As I completed my time at Luke upgrading into the backseat some thoughts crossed my mind:
1. The Ejection seat was my friend and I took great care to make sure that everything was right. When I stepped in the seat, I looked to make sure that leg garters were not tangled, that the ejection handles were in the correct positions, and that the appropriate pins had been pulled. Then I made sure that I was strapped in properly. The last thing to do was watch for the crew chief to pull the upper pin and show it to me. Then the seat was hot and ready to fire.
2. Air on Two – became a buzz word for anything that was starting. When we flew, the right engine was always started first. The AC signaled the crew chief to start; the air and the external power were turned on. The whine of the J79 filled the cockpit, the RPM gauge began to move showing the rotation of the #2 engine. Even 50 years later that whine of the engines lives in me, I can never forget its high pitch and how the bird then came alive
3. Phantom Bites and other adventures down under. There was a tendency to hit my head on something hanging down from the bird while I was doing a pre-flight. We called this a Phantom Bite. The crew chiefs always warned us about antennas and other things that would take a chunk out of your scalp. Also while walking under the bird we had to watch for things that had leaked on the ramp, hydraulic fuel or other lubricants so that we didn’t step in them. While looking down it was easy to walk into an antenna. In addition to this I became very wary of walking under the tail hook, I had heard stories of how it had dropped unexpectedly and injured a crewman. Now this many have been a phantom myth, but I wasn’t about to take any chances. I am not sure how much it actually weighed estimates ranged from about 600 -1,000 pounds. All I knew was that if it was strong and heavy enough to stop a Phantom, it was also strong and heavy enough to take me out.

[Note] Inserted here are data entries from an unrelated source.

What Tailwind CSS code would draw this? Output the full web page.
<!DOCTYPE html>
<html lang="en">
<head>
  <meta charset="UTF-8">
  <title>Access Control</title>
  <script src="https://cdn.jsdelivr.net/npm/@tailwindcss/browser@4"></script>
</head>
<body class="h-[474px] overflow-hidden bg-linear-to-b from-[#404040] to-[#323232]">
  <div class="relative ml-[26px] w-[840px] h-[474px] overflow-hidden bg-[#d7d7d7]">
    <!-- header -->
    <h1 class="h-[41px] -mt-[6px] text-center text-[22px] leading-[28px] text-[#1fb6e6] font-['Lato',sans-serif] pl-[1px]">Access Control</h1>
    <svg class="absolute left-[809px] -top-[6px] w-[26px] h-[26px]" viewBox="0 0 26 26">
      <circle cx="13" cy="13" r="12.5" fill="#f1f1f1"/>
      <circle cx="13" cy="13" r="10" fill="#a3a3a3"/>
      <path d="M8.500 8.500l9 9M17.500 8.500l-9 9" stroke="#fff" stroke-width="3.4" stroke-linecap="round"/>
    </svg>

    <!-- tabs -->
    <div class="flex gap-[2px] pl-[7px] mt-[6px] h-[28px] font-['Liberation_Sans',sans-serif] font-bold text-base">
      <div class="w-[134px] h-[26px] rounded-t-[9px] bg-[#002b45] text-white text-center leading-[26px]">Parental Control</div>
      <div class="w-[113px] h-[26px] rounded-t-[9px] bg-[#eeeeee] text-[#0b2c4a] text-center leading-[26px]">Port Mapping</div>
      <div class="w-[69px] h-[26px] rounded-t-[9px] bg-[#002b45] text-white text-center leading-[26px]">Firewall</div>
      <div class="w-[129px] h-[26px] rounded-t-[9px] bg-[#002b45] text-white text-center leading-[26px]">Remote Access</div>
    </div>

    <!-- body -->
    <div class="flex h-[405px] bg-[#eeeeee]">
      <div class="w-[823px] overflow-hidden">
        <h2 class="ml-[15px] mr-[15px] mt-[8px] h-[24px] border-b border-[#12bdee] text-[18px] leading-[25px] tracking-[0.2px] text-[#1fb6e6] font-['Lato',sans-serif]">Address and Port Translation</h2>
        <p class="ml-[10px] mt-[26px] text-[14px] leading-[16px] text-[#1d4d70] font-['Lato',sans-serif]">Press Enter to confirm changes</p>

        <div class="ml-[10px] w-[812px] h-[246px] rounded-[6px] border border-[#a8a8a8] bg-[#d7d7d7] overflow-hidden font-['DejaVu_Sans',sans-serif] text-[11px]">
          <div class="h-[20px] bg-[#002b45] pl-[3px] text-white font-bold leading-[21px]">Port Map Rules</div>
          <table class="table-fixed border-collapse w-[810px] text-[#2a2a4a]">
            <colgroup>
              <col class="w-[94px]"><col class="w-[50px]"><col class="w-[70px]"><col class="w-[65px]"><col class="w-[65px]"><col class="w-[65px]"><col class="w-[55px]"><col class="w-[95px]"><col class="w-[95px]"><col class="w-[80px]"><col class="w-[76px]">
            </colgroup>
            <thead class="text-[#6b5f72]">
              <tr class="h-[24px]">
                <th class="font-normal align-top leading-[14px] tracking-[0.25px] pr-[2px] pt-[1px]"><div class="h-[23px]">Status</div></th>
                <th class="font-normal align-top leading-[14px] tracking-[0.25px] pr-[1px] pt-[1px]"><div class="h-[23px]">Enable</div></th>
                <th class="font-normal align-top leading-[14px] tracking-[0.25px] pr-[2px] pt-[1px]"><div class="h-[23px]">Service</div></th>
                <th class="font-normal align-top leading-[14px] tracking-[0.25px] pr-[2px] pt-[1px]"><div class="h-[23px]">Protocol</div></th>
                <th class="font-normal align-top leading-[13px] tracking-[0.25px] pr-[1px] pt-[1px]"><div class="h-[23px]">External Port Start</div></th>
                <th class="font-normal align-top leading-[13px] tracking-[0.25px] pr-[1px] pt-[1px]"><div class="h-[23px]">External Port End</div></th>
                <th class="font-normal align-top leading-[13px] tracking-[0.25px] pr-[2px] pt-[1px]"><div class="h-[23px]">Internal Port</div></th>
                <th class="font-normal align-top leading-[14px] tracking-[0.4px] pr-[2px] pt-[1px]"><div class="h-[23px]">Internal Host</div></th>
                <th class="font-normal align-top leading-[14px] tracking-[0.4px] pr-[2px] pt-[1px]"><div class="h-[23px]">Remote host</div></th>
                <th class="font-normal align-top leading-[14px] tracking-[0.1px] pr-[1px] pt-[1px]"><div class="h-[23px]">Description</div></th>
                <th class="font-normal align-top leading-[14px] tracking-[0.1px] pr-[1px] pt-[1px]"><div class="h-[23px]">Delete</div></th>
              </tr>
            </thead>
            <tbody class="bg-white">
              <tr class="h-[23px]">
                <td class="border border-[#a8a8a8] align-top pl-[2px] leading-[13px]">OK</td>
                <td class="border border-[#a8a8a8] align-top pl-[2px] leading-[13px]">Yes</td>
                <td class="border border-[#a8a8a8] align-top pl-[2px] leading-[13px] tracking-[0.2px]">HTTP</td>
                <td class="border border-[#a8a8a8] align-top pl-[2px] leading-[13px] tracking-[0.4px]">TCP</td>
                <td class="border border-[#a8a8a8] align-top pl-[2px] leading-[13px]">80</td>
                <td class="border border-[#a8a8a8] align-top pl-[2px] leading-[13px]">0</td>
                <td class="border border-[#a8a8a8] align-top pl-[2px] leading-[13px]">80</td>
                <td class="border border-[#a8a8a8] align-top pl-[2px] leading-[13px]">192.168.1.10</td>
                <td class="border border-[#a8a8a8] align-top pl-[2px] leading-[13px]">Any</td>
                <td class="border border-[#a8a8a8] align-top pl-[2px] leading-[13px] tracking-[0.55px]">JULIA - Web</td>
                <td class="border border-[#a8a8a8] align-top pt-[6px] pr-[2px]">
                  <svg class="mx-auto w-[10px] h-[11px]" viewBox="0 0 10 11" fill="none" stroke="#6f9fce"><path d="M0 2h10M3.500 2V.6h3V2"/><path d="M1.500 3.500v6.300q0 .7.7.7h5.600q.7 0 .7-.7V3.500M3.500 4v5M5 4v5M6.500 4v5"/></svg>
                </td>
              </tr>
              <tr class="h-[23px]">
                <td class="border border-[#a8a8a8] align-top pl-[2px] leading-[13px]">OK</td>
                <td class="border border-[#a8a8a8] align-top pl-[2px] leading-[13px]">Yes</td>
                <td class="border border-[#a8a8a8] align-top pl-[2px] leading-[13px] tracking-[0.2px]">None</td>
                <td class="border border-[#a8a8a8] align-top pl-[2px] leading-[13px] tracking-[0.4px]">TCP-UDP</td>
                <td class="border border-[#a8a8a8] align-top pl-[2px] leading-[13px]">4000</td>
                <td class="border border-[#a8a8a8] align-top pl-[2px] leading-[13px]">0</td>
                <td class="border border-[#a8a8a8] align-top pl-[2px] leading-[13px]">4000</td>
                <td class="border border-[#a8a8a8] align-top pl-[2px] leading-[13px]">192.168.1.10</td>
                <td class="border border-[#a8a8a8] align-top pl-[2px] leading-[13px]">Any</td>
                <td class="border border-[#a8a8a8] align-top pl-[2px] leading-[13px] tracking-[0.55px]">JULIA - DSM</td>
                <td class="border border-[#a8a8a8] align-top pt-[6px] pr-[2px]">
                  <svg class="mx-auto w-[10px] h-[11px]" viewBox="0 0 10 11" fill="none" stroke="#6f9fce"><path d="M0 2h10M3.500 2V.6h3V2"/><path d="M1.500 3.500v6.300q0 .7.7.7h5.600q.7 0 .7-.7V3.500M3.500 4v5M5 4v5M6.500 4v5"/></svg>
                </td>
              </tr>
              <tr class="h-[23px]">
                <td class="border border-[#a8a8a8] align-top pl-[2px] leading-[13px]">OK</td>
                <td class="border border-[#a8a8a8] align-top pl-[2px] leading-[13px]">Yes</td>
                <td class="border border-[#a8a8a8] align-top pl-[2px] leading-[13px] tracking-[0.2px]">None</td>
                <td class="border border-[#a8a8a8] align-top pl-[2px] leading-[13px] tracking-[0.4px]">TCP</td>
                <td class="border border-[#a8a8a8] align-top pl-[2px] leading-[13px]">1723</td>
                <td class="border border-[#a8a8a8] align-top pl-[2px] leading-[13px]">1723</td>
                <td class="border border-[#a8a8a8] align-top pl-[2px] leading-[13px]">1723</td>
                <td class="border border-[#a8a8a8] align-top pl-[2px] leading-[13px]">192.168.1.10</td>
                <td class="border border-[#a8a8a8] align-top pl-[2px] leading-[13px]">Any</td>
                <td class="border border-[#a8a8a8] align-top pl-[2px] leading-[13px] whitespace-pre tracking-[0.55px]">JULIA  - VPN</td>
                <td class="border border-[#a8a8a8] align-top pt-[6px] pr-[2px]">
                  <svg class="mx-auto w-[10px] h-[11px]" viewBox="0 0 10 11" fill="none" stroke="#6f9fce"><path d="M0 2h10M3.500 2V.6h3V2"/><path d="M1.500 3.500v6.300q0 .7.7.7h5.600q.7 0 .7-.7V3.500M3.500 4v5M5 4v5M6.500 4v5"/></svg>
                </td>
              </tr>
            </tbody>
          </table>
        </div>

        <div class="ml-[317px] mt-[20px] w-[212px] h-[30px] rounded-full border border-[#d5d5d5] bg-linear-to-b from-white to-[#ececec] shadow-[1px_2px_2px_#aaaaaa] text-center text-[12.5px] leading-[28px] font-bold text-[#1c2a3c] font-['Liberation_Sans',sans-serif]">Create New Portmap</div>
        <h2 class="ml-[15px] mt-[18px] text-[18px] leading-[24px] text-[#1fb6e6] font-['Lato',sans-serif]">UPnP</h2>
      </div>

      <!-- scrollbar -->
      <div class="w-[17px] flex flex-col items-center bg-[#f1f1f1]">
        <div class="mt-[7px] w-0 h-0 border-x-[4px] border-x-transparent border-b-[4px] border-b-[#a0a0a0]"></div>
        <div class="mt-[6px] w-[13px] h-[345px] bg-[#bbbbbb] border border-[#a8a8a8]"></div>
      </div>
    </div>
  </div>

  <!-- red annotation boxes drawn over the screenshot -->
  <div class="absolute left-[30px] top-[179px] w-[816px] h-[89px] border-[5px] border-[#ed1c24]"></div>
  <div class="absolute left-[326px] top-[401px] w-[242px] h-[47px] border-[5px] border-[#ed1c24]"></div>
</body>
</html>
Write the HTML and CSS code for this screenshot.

4. Debriefs could be brutal. On my first flight the IP complimented me saying that I had completed the pre-flight checklist in the best manner he had ever seen. That was the last nice thing he said to me. I was behind for the first leg of the flight and I didn’t catch up until we reached the training area. Yet as the months passed I got better and better, and while there were always comments made about performance, they became suggestions about how to do things better rather than criticism.
4. Fighter Pilots could not talk without using their hands. Invariably the right hand became the F-4 and deftly demonstrated how to do an intercept on the left. Almost every debriefing witnessed this phenomenon. This was especially evident when they talked about BFM and ACM. BFM were basic manuevers; ACM were aerial combat maneuvers. It was impossible for them to describe a maneuver without using their hands. We WSOs got a big kick out of it.
5. “ROE”– at Luke I was introduced to the concept of Rules of Engagement. These would come into play in one form or another the rest of my flying career. Whether war or peace, there were restrictions on what you could do in the air. In war ROE would limit us even more determining where we could fly, when we could fly, and how we could engage the enemy.
In peace, these might be air spaces that were off limits, or specific approaches for an airfield that governed the landing.
One thing was particular to Luke. We had to fly a very specific departure pattern for each runway. At one end lay Sun City, a retirement community; at the other there was a large turkey farm. If we overflew Sun City, the phones in the Commander’s office rang off the hook, if we went over the turkey farm, the birds were agitated so much that many of them literally committed suicide — running until they dropped.
Of course, we fighter jocks saw that these two things were somehow linked as the turkeys who ran around until they dropped and the older retirees who became enraged to the point of apoplexy seemed the same.